◆ **Data extract**:
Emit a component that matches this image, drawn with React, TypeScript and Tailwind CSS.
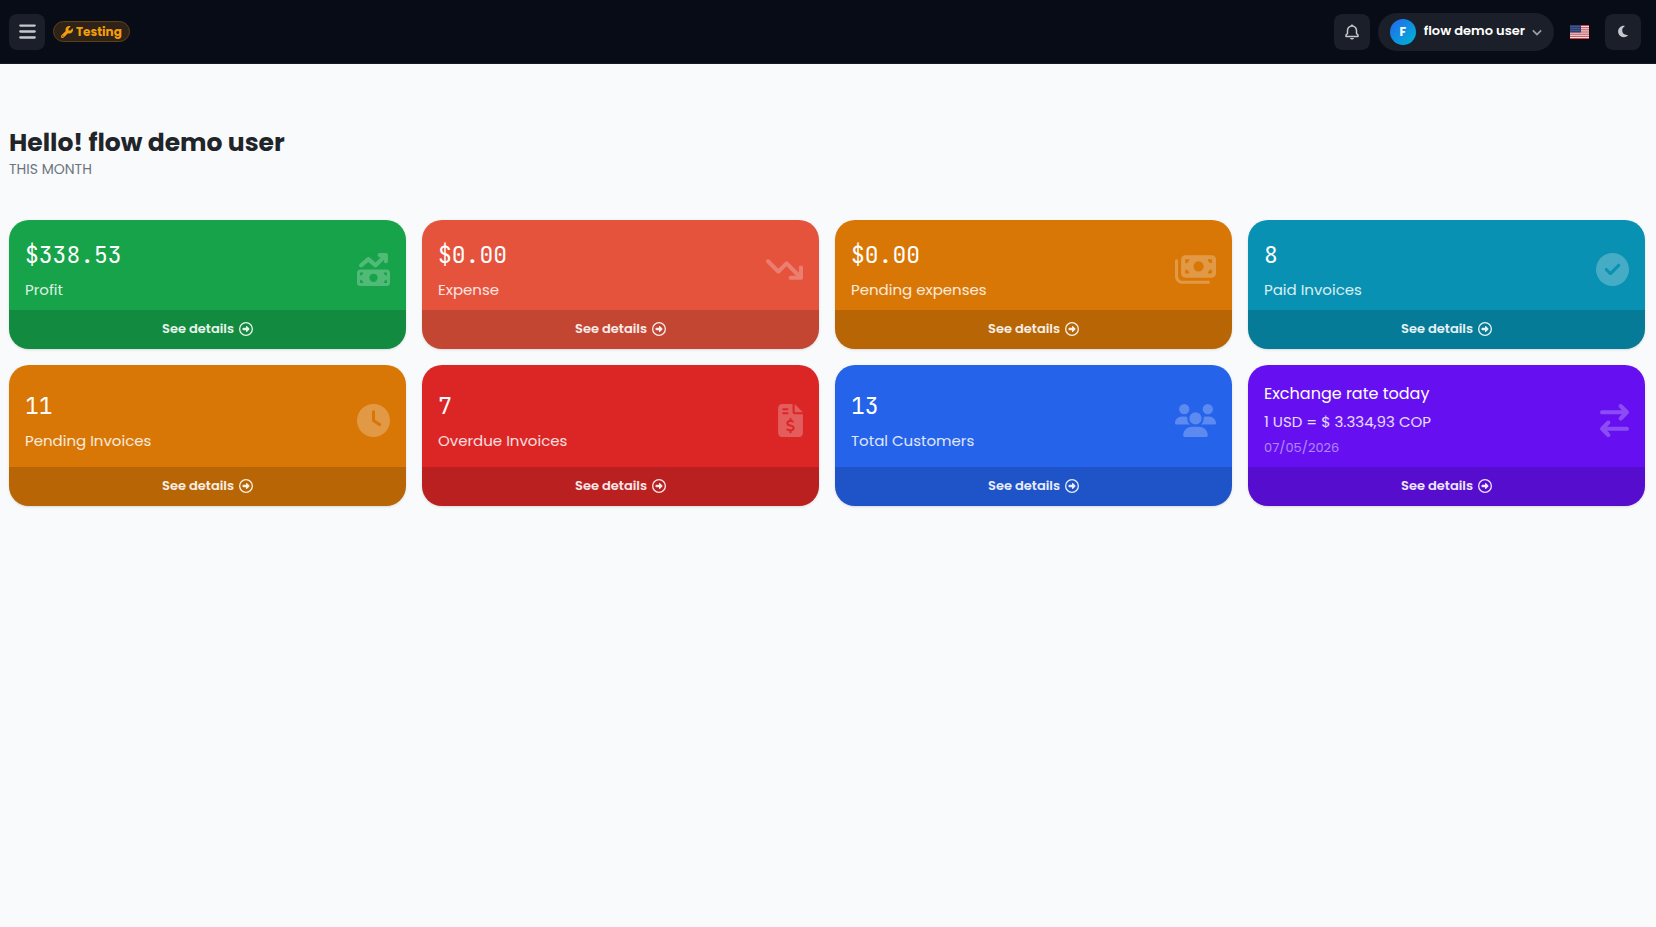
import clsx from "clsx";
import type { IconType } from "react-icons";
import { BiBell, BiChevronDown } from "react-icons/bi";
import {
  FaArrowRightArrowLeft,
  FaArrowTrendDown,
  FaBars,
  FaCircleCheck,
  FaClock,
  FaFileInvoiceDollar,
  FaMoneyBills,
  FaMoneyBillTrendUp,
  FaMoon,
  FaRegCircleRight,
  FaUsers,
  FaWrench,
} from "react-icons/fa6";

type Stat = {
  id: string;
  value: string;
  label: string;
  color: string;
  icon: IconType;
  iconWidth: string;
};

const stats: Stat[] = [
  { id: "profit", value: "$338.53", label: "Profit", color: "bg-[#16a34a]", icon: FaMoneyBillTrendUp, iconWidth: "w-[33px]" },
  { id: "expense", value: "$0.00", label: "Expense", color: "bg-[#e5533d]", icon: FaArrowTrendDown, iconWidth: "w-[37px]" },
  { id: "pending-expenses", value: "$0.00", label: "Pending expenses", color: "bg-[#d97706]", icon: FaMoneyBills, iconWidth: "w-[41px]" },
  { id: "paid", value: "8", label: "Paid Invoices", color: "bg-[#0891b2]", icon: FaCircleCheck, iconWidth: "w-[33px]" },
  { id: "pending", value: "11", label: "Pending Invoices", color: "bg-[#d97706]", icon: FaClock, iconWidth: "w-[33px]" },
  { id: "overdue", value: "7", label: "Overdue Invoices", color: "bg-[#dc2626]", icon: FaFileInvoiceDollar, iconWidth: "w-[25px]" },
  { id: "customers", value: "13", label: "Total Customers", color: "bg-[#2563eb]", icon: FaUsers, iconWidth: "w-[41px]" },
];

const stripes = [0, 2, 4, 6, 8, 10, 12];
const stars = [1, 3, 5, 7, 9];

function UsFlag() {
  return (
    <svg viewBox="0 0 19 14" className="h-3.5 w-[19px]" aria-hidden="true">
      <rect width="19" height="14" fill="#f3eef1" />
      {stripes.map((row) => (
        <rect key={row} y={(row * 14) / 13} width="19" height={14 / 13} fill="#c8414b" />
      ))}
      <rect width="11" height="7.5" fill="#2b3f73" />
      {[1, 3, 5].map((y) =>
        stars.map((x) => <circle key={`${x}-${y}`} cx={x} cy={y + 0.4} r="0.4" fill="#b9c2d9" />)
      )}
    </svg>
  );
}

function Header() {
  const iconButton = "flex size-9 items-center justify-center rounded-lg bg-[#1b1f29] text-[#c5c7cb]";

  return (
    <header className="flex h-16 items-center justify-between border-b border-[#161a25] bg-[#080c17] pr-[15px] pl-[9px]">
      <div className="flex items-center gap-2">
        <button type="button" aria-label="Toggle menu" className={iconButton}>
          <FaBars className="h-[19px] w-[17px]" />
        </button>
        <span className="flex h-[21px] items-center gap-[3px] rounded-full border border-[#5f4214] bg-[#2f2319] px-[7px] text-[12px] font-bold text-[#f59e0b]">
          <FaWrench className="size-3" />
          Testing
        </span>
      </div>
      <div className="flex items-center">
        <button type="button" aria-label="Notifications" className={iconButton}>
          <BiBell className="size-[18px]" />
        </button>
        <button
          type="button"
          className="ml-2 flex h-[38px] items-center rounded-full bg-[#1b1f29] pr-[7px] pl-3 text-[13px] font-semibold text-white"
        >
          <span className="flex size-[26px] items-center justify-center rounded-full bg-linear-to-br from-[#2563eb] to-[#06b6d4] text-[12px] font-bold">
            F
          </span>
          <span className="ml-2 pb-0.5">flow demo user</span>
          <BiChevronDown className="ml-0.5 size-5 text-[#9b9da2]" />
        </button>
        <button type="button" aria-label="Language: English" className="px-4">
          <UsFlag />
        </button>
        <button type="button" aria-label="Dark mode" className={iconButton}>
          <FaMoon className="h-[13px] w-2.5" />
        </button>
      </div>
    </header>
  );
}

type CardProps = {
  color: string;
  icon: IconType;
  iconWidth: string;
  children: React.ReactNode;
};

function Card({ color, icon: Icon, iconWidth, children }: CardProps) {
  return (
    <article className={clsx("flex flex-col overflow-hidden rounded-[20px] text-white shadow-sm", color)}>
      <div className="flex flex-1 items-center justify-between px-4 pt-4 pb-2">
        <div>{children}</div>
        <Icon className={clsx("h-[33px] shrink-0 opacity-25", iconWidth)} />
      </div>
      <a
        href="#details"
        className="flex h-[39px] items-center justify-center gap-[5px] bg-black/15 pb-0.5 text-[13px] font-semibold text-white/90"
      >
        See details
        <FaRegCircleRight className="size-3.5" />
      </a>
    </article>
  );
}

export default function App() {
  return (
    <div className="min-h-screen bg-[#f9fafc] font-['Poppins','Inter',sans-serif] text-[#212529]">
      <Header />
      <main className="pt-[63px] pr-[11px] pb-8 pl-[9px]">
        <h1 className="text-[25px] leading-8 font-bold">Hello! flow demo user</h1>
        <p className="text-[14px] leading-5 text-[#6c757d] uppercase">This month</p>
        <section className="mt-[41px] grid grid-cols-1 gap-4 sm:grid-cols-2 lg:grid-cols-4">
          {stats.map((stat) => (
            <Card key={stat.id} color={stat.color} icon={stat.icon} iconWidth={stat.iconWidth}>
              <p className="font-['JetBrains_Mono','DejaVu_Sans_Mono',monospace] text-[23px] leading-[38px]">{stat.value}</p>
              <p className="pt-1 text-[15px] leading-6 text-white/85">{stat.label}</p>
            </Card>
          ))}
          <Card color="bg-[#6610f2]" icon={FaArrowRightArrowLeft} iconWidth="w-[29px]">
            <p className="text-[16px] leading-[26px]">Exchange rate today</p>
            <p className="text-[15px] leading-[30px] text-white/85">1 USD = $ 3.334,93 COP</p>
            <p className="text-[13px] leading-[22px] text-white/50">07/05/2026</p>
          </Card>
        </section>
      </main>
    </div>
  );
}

◆ **Exercise description**: Skip every picture and transcribe the data above exactly.

◆ **Finished task**:
Emit a component that matches this image, drawn with React, TypeScript and Tailwind CSS.
import clsx from "clsx";
import type { IconType } from "react-icons";
import { BiBell, BiChevronDown } from "react-icons/bi";
import {
  FaArrowRightArrowLeft,
  FaArrowTrendDown,
  FaBars,
  FaCircleCheck,
  FaClock,
  FaFileInvoiceDollar,
  FaMoneyBills,
  FaMoneyBillTrendUp,
  FaMoon,
  FaRegCircleRight,
  FaUsers,
  FaWrench,
} from "react-icons/fa6";

type Stat = {
  id: string;
  value: string;
  label: string;
  color: string;
  icon: IconType;
  iconWidth: string;
};

const stats: Stat[] = [
  { id: "profit", value: "$338.53", label: "Profit", color: "bg-[#16a34a]", icon: FaMoneyBillTrendUp, iconWidth: "w-[33px]" },
  { id: "expense", value: "$0.00", label: "Expense", color: "bg-[#e5533d]", icon: FaArrowTrendDown, iconWidth: "w-[37px]" },
  { id: "pending-expenses", value: "$0.00", label: "Pending expenses", color: "bg-[#d97706]", icon: FaMoneyBills, iconWidth: "w-[41px]" },
  { id: "paid", value: "8", label: "Paid Invoices", color: "bg-[#0891b2]", icon: FaCircleCheck, iconWidth: "w-[33px]" },
  { id: "pending", value: "11", label: "Pending Invoices", color: "bg-[#d97706]", icon: FaClock, iconWidth: "w-[33px]" },
  { id: "overdue", value: "7", label: "Overdue Invoices", color: "bg-[#dc2626]", icon: FaFileInvoiceDollar, iconWidth: "w-[25px]" },
  { id: "customers", value: "13", label: "Total Customers", color: "bg-[#2563eb]", icon: FaUsers, iconWidth: "w-[41px]" },
];

const stripes = [0, 2, 4, 6, 8, 10, 12];
const stars = [1, 3, 5, 7, 9];

function UsFlag() {
  return (
    <svg viewBox="0 0 19 14" className="h-3.5 w-[19px]" aria-hidden="true">
      <rect width="19" height="14" fill="#f3eef1" />
      {stripes.map((row) => (
        <rect key={row} y={(row * 14) / 13} width="19" height={14 / 13} fill="#c8414b" />
      ))}
      <rect width="11" height="7.5" fill="#2b3f73" />
      {[1, 3, 5].map((y) =>
        stars.map((x) => <circle key={`${x}-${y}`} cx={x} cy={y + 0.4} r="0.4" fill="#b9c2d9" />)
      )}
    </svg>
  );
}

function Header() {
  const iconButton = "flex size-9 items-center justify-center rounded-lg bg-[#1b1f29] text-[#c5c7cb]";

  return (
    <header className="flex h-16 items-center justify-between border-b border-[#161a25] bg-[#080c17] pr-[15px] pl-[9px]">
      <div className="flex items-center gap-2">
        <button type="button" aria-label="Toggle menu" className={iconButton}>
          <FaBars className="h-[19px] w-[17px]" />
        </button>
        <span className="flex h-[21px] items-center gap-[3px] rounded-full border border-[#5f4214] bg-[#2f2319] px-[7px] text-[12px] font-bold text-[#f59e0b]">
          <FaWrench className="size-3" />
          Testing
        </span>
      </div>
      <div className="flex items-center">
        <button type="button" aria-label="Notifications" className={iconButton}>
          <BiBell className="size-[18px]" />
        </button>
        <button
          type="button"
          className="ml-2 flex h-[38px] items-center rounded-full bg-[#1b1f29] pr-[7px] pl-3 text-[13px] font-semibold text-white"
        >
          <span className="flex size-[26px] items-center justify-center rounded-full bg-linear-to-br from-[#2563eb] to-[#06b6d4] text-[12px] font-bold">
            F
          </span>
          <span className="ml-2 pb-0.5">flow demo user</span>
          <BiChevronDown className="ml-0.5 size-5 text-[#9b9da2]" />
        </button>
        <button type="button" aria-label="Language: English" className="px-4">
          <UsFlag />
        </button>
        <button type="button" aria-label="Dark mode" className={iconButton}>
          <FaMoon className="h-[13px] w-2.5" />
        </button>
      </div>
    </header>
  );
}

type CardProps = {
  color: string;
  icon: IconType;
  iconWidth: string;
  children: React.ReactNode;
};

function Card({ color, icon: Icon, iconWidth, children }: CardProps) {
  return (
    <article className={clsx("flex flex-col overflow-hidden rounded-[20px] text-white shadow-sm", color)}>
      <div className="flex flex-1 items-center justify-between px-4 pt-4 pb-2">
        <div>{children}</div>
        <Icon className={clsx("h-[33px] shrink-0 opacity-25", iconWidth)} />
      </div>
      <a
        href="#details"
        className="flex h-[39px] items-center justify-center gap-[5px] bg-black/15 pb-0.5 text-[13px] font-semibold text-white/90"
      >
        See details
        <FaRegCircleRight className="size-3.5" />
      </a>
    </article>
  );
}

export default function App() {
  return (
    <div className="min-h-screen bg-[#f9fafc] font-['Poppins','Inter',sans-serif] text-[#212529]">
      <Header />
      <main className="pt-[63px] pr-[11px] pb-8 pl-[9px]">
        <h1 className="text-[25px] leading-8 font-bold">Hello! flow demo user</h1>
        <p className="text-[14px] leading-5 text-[#6c757d] uppercase">This month</p>
        <section className="mt-[41px] grid grid-cols-1 gap-4 sm:grid-cols-2 lg:grid-cols-4">
          {stats.map((stat) => (
            <Card key={stat.id} color={stat.color} icon={stat.icon} iconWidth={stat.iconWidth}>
              <p className="font-['JetBrains_Mono','DejaVu_Sans_Mono',monospace] text-[23px] leading-[38px]">{stat.value}</p>
              <p className="pt-1 text-[15px] leading-6 text-white/85">{stat.label}</p>
            </Card>
          ))}
          <Card color="bg-[#6610f2]" icon={FaArrowRightArrowLeft} iconWidth="w-[29px]">
            <p className="text-[16px] leading-[26px]">Exchange rate today</p>
            <p className="text-[15px] leading-[30px] text-white/85">1 USD = $ 3.334,93 COP</p>
            <p className="text-[13px] leading-[22px] text-white/50">07/05/2026</p>
          </Card>
        </section>
      </main>
    </div>
  );
}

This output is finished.